Other Deep Sky Objects
- The constellation of Cassiopeia hosts many interesting deep-sky objects. This is because a rich part of the Milky Way runs through this constellation, stretching from Perseus towards Cygnus.
- It contains several open clusters, young luminous galactic disc stars, nebulae, galaxies, and supernova remnants. Apart from the aforementioned Messier 52 and 103 open clusters, the other prominent clusters are NGC 457 and NGC 663.
- Both clusters have around 80 discovered stars. NGC 457 is looser, and its brightest star, Phi Cassiopeiae, is a white-hued supergiant star of magnitude 5.0.
- The stars of NGC 457 are around 10,000 light-years away from us, while NGC 663 is closer, at 8,200 light-years, and larger, at 0.25 degrees in diameter.
- Soul Nebula
- The Soul Nebula, also designated as Westerhout 5, is an emission nebula located at around 7,500 light-years away from us. The Soul Nebula has an absolute magnitude of 6.5.
- Heart Nebula
- The Heart Nebula, also designated as IC 1805, is situated at around 7,500 light-years away from Earth. It is located in the Perseus Arm of our galaxy.
- It was discovered in 1787 by William Herschel. The Heart Nebula is an emission nebula, showing glowing ionized hydrogen gas and darker dust lanes.
- The Heart Nebula has an apparent magnitude of 18.3, and an absolute magnitude of 6.5. It has a radius of around 165 light-years.
- Pacman Nebula
- The Pacman Nebula, designated as NGC 281 – is an H II region, a large gas cloud in which star formation has recently taken place. This nebula contains large amounts of ionized atomic hydrogen which is lit by the ultraviolet light of young, hot, blue stars.
- It was nicknamed the Pacman Nebula due to its resemblance to the character from the popular video game.
- The constellation of Cassiopeia hosts two supernova remnants. They are:
- 3C 10
- 3C 10, also known as Tycho’s Supernova Remnant, is the aftermath of the supernova called Tycho’s star. It was a supernova of Type la, and it is one of the eight supernovae visible to the naked eye in historical records.
- Its first appearance was noted in November 1572, being independently discovered by many individuals. The remnant of the supernova has been observed ever since, but it was first detected at radio wavelengths.
- Cassiopeia A
- This supernova remnant is the brightest extrasolar radio source in the sky at frequencies above 1 GHz. The supernova occurred around 11,000 light-years away within the Milky Way.
- The expanding cloud of material left over now appears to be around 10 light-years across from Earth’s perspective. In wavelengths of visible light, it has been seen with amateur telescopes down to 234 mm / 9.25 in – with filters.

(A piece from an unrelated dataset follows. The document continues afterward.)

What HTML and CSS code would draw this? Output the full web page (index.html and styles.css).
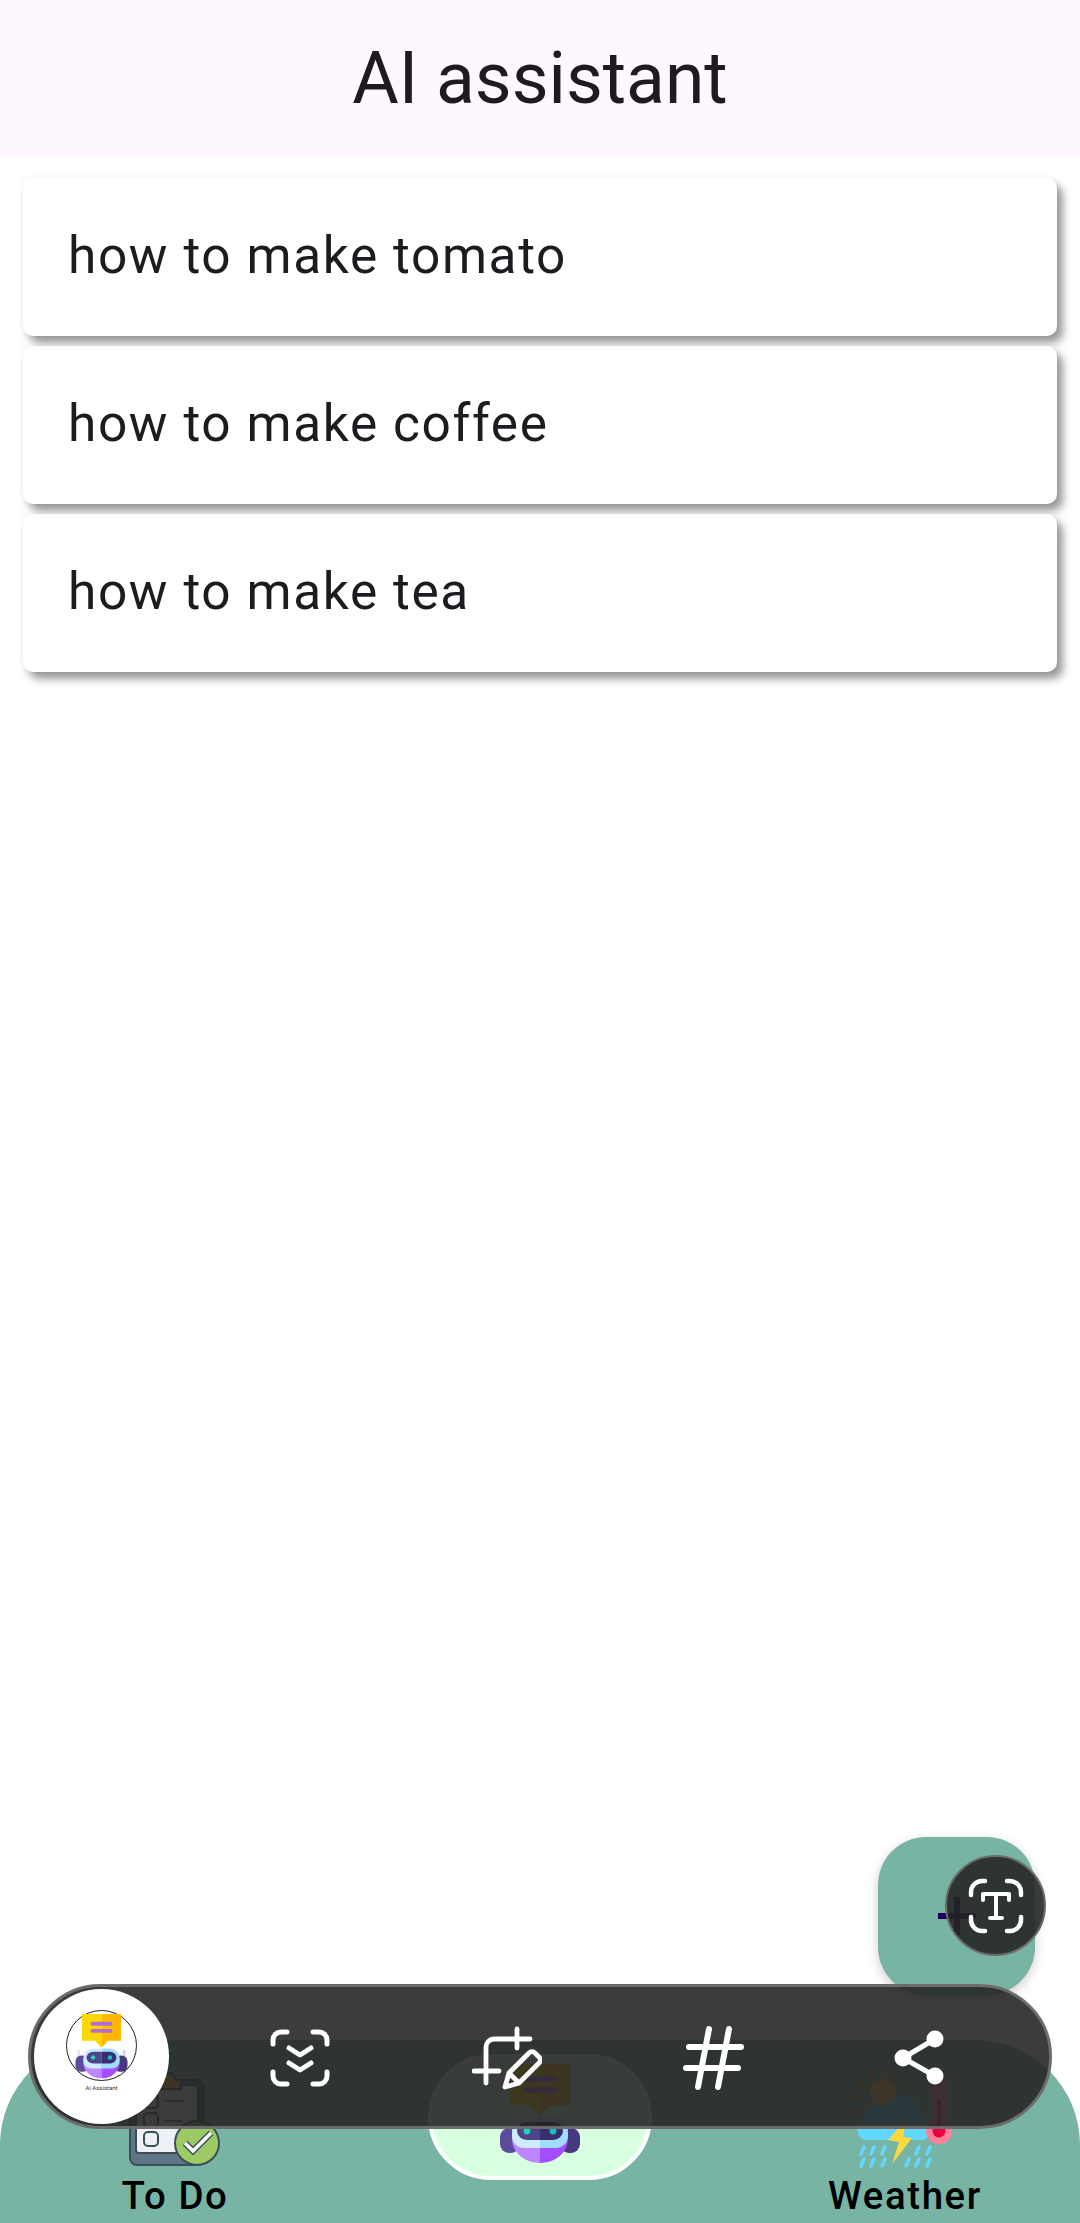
FILE: index.html
```html
<!DOCTYPE html>
<html lang="en">
<head>
<meta charset="utf-8">
<title>AI assistant</title>
<link rel="stylesheet" href="styles.css">
</head>
<body>
<svg class="defs" width="0" height="0" aria-hidden="true">
  <symbol id="robot" viewBox="0 0 100 100">
    <rect x="13" y="55" width="4" height="20" rx="2" fill="#E4E2F4"/>
    <rect x="83" y="55" width="4" height="20" rx="2" fill="#D6D2EC"/>
    <rect x="10" y="64" width="20" height="25" rx="9" fill="#5B4B9A"/>
    <rect x="70" y="64" width="20" height="25" rx="9" fill="#46397F"/>
    <path d="M22 75a28 24 0 0 0 28 24V70H22z" fill="#BD85FF"/>
    <path d="M78 75a28 24 0 0 1-28 24V70h28z" fill="#A44DFF"/>
    <path d="M50 53H37a15 15 0 0 0-15 15v4a12 12 0 0 0 12 12h16z" fill="#CDEBFF"/>
    <path d="M50 53h13a15 15 0 0 1 15 15v4a12 12 0 0 1-12 12H50z" fill="#9FDCFF"/>
    <path d="M50 58H37a10 9 0 0 0 0 18h13z" fill="#4F4389"/>
    <path d="M50 58h13a10 9 0 0 1 0 18H50z" fill="#3A2F6E"/>
    <circle cx="37" cy="67" r="3.4" fill="#1FD5B5"/>
    <circle cx="63" cy="67" r="3.4" fill="#17BFC7"/>
    <path d="M20 0h30v52l-10-11H20z" fill="#FFD700"/>
    <path d="M80 0H50v52l10-11h20z" fill="#FFB700"/>
    <path d="M36 15h28M36 26h28" stroke="#B36CD6" stroke-width="6" stroke-linecap="round" fill="none"/>
  </symbol>
</svg>

<header class="app-bar"><h1 class="app-title">AI assistant</h1></header>

<main class="list">
  <article class="card">how to make tomato</article>
  <article class="card">how to make coffee</article>
  <article class="card">how to make tea</article>
</main>

<button class="fab" type="button" aria-label="Add">
  <svg viewBox="0 0 38 38" width="38" height="38"><path d="M0 19h38M19 0v38" stroke="#21005D" stroke-width="6" fill="none"/></svg>
</button>

<nav class="bottom-nav">
  <div class="nav-item">
    <svg class="nav-icon" viewBox="0 0 100 100" width="100" height="100">
      <rect x="5" y="10" width="73" height="85" rx="7" fill="#5E7686" stroke="#3E4E59" stroke-width="2"/>
      <rect x="11" y="15" width="62" height="68" rx="3" fill="#EDF1F5" stroke="#3E4E59" stroke-width="2"/>
      <path d="M32 19v-9h6a6 7 0 0 1 12 0h6v9z" fill="#F2B63C" stroke="#3E4E59" stroke-width="2"/>
      <g fill="#EDF1F5" stroke="#3E4E59" stroke-width="2">
        <rect x="19" y="24" width="14" height="14" rx="4"/>
        <rect x="19" y="43" width="14" height="14" rx="4"/>
        <rect x="19" y="62" width="14" height="14" rx="4"/>
      </g>
      <path d="M40 31h18M40 51h18" stroke="#3E4E59" stroke-width="1.5" fill="none"/>
      <circle cx="72" cy="73" r="22" fill="#9CCB66" stroke="#3E4E59" stroke-width="2"/>
      <path d="M60 73l8 8 18-18" stroke="#3E4E59" stroke-width="6.5" fill="none" stroke-linejoin="miter"/>
      <path d="M60 73l8 8 18-18" stroke="#fff" stroke-width="3.5" fill="none" stroke-linejoin="miter"/>
    </svg>
    <span class="nav-label">To Do</span>
  </div>
  <div class="nav-active">
    <svg class="robot-nav" width="100" height="100"><use href="#robot"/></svg>
  </div>
  <div class="nav-item">
    <svg class="nav-icon" viewBox="0 0 100 100" width="100" height="100">
      <g stroke="#F7A73A" stroke-width="3" stroke-linecap="round">
        <path d="M28 0v6M14 4l3 5M42 4l-3 5M3 14l6 3M52 14l-6 3M1 27h7M5 40l6-3"/>
      </g>
      <circle cx="28" cy="22" r="13" fill="#FFC24A"/>
      <path d="M10 70a8 8 0 0 1-7-8 10 10 0 0 1 8-14 10 10 0 0 1 1-6 11 11 0 0 1 18-3 18 18 0 0 1 36 9 10 10 0 0 1 10 11 10 10 0 0 1-7 11z" fill="#60D8FF"/>
      <path d="M52 48L33 70l11 2-7 22 20-26-9-1z" fill="#FFD83D"/>
      <rect x="77" y="7" width="16" height="55" rx="8" fill="#FF8BA0"/>
      <circle cx="84" cy="61" r="13" fill="#FF7F98"/>
      <path d="M84 30v28" stroke="#E6003E" stroke-width="3"/>
      <circle cx="84" cy="61" r="6.5" fill="#E6003E"/>
      <g stroke="#60D8FF" stroke-width="3.6" stroke-linecap="round">
        <path d="M9 77l-3 7M19 77l-3 7M30 77l-3 7M64 77l-3 7M75 77l-3 7M9 89l-3 7M19 89l-3 7M30 89l-3 7M54 89l-3 7M64 89l-3 7M75 89l-3 7"/>
      </g>
    </svg>
    <span class="nav-label">Weather</span>
  </div>
</nav>

<aside class="toolbar">
  <div class="thumb">
    <div class="thumb-ring"><svg width="65" height="65"><use href="#robot"/></svg></div>
    <span class="thumb-text">Ai Assistant</span>
  </div>
  <svg class="tool tool-first" viewBox="0 0 70 70" width="70" height="70" fill="none" stroke="#fff" stroke-width="5" stroke-linecap="round" stroke-linejoin="round">
    <path d="M8 22v-4a8 8 0 0 1 8-8h6M48 10h6a8 8 0 0 1 8 8v4M8 50v4a8 8 0 0 0 8 8h6M48 62h6a8 8 0 0 0 8-8v-4"/>
    <path d="M24 26l11 7 11-7M24 41l11 7 11-7"/>
  </svg>
  <svg class="tool" viewBox="0 0 70 70" width="70" height="70" fill="none" stroke="#fff" stroke-width="4.8" stroke-linecap="round" stroke-linejoin="round">
    <path d="M2 49h25M14 61V25a8 8 0 0 1 8-8h36M45 7v19"/>
    <path d="M33 65l4-14 20-20a4 4 0 0 1 6 0l4 4a4 4 0 0 1 0 6L47 61zM37 51l10 10"/>
  </svg>
  <svg class="tool" viewBox="0 0 70 70" width="70" height="70" fill="none" stroke="#fff" stroke-width="6" stroke-linecap="round">
    <path d="M11 25h52M8 46h52M31 7L20 65M51 7L40 65"/>
  </svg>
  <svg class="tool" viewBox="0 0 70 70" width="70" height="70" fill="#fff" stroke="#fff" stroke-width="5">
    <path d="M18 36l32-19M18 36l32 18" fill="none"/>
    <circle cx="50" cy="17" r="6"/><circle cx="18" cy="36" r="6"/><circle cx="50" cy="54" r="6"/>
  </svg>
</aside>

<aside class="text-bubble">
  <svg viewBox="0 0 70 70" width="70" height="70" fill="none" stroke="#fff" stroke-width="4.5" stroke-linecap="round" stroke-linejoin="round">
    <path d="M10 24v-3a11 11 0 0 1 11-11h3M46 10h3a11 11 0 0 1 11 11v3M10 46v3a11 11 0 0 0 11 11h3M46 60h3a11 11 0 0 0 11-11v-3"/>
    <path d="M22 29v-6h26v6M35 23v24M29 47h12" stroke-width="4"/>
  </svg>
</aside>
</body>
</html>
```

FILE: styles.css
```css
* { box-sizing: border-box; }

html, body { margin: 0; padding: 0; }

body {
  position: relative;
  width: 1080px;
  height: 2223px;
  overflow: hidden;
  display: flex;
  flex-direction: column;
  background: #fff;
  font-family: Roboto, "Noto Sans", sans-serif;
  color: #1d1b20;
}

.defs { position: absolute; }

.app-bar {
  height: 157px;
  flex: none;
  display: flex;
  align-items: center;
  justify-content: center;
  background: #fef7ff;
}

.app-title {
  margin: 0;
  font-size: 71.4px;
  font-weight: 400;
  line-height: 88px;
}

.list {
  flex: 1;
  display: flex;
  flex-direction: column;
  gap: 10.5px;
  padding: 21px 23px 0 23px;
}

.card {
  height: 157.5px;
  display: flex;
  align-items: center;
  padding: 0 0 3px 45px;
  background: #fff;
  border-radius: 10px;
  font-size: 51.4px;
  letter-spacing: 1.6px;
  box-shadow: 6px 7px 9px rgba(0, 0, 0, 0.4), 0 0 7px rgba(0, 0, 0, 0.06);
}

.fab {
  position: absolute;
  left: 878px;
  top: 1837px;
  width: 157px;
  height: 158px;
  padding: 0;
  display: flex;
  align-items: center;
  justify-content: center;
  border: 0;
  border-radius: 48px;
  background: #78b4a4;
  box-shadow: 0 4px 12px rgba(0, 0, 0, 0.2);
}

.bottom-nav {
  height: 183px;
  flex: none;
  display: flex;
  justify-content: space-between;
  padding: 0 75px;
  background: #78b4a4;
  border-radius: 105px 105px 0 0;
}

.nav-item {
  width: 200px;
  padding-top: 30px;
  display: flex;
  flex-direction: column;
  align-items: center;
}

.nav-icon { display: block; flex: none; }

.nav-label {
  margin-top: 2px;
  font-size: 38.4px;
  font-weight: 500;
  line-height: 48px;
  letter-spacing: 1.6px;
  color: #000;
}

.nav-active {
  width: 224px;
  height: 126px;
  margin-top: 14px;
  display: flex;
  justify-content: center;
  padding-top: 6px;
  background: #d8ffe0;
  border: 4px solid #fff;
  border-radius: 63px;
}

.robot-nav { display: block; }

.toolbar {
  position: absolute;
  left: 28px;
  top: 1984px;
  width: 1024px;
  height: 145px;
  display: flex;
  align-items: center;
  padding-left: 3px;
  background: rgba(36, 36, 36, 0.89);
  border: 3px solid #6c6c6c;
  border-radius: 73px;
}

.thumb {
  width: 135px;
  height: 135px;
  flex: none;
  display: flex;
  flex-direction: column;
  align-items: center;
  padding-top: 21px;
  background: #fff;
  border-radius: 50%;
}

.thumb-ring {
  width: 71px;
  height: 71px;
  flex: none;
  display: flex;
  justify-content: center;
  align-items: flex-end;
  padding-bottom: 1px;
  border: 1px solid #222;
  border-radius: 50%;
}

.thumb-text {
  margin-top: 3px;
  font-size: 6px;
  line-height: 8px;
  color: #333;
}

.tool { display: block; flex: none; margin-left: 136.7px; }

.tool-first { margin-left: 96px; }

.text-bubble {
  position: absolute;
  left: 945px;
  top: 1855px;
  width: 101px;
  height: 101px;
  display: flex;
  align-items: center;
  justify-content: center;
  background: rgba(36, 36, 36, 0.89);
  border: 2px solid #6c6c6c;
  border-radius: 50%;
}
```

- It is estimated that the light from this giant explosion first reached us approximately 300 years ago, however, there are no historical records of this event.
- There are three members of the Local Group – a group of galaxies of which our Milky Way is also part of – in Cassiopeia. They are the elliptical galaxies NGC 185, NGC 147, and the IC 10 starburst galaxy.
- NGC 185 is 2 million light-years away from us, having a magnitude of 9.2. NGC 147 is slightly dimmer, at magnitude 9.3, and it is even farther away at 2.3 million light-years.
- Both dwarf galaxies are gravitationally bound to the Andromeda Galaxy. Another interesting galaxy in Cassiopeia is the irregular galaxy IC 10.
- IC 10 is the closest starburst galaxy to us, at around 2.2 million light-years, and the only starburst galaxy in the Local Group of galaxies. Cassiopeia also contains part of the closest galaxy group to our Local Group, the IC 342/ Maffei Group.
- These galaxies, Maffei 1 and Maffei 2 are located south of the Heart Nebula and Soul Nebula, being within 10 million light-years away from us. Maffei 2 is below the range of most amateur telescopes.
- The December Phi Cassiopeiids is a recently discovered, early December meteor shower that radiates from the constellation of Cassiopeia.
- Phi Cassiopeiids is quite slow, with an entry velocity of around 16.7 km / 10.3 mi per second. The parent body of this meteor shower is a Jupiter family comet, though its specific identity is currently unknown.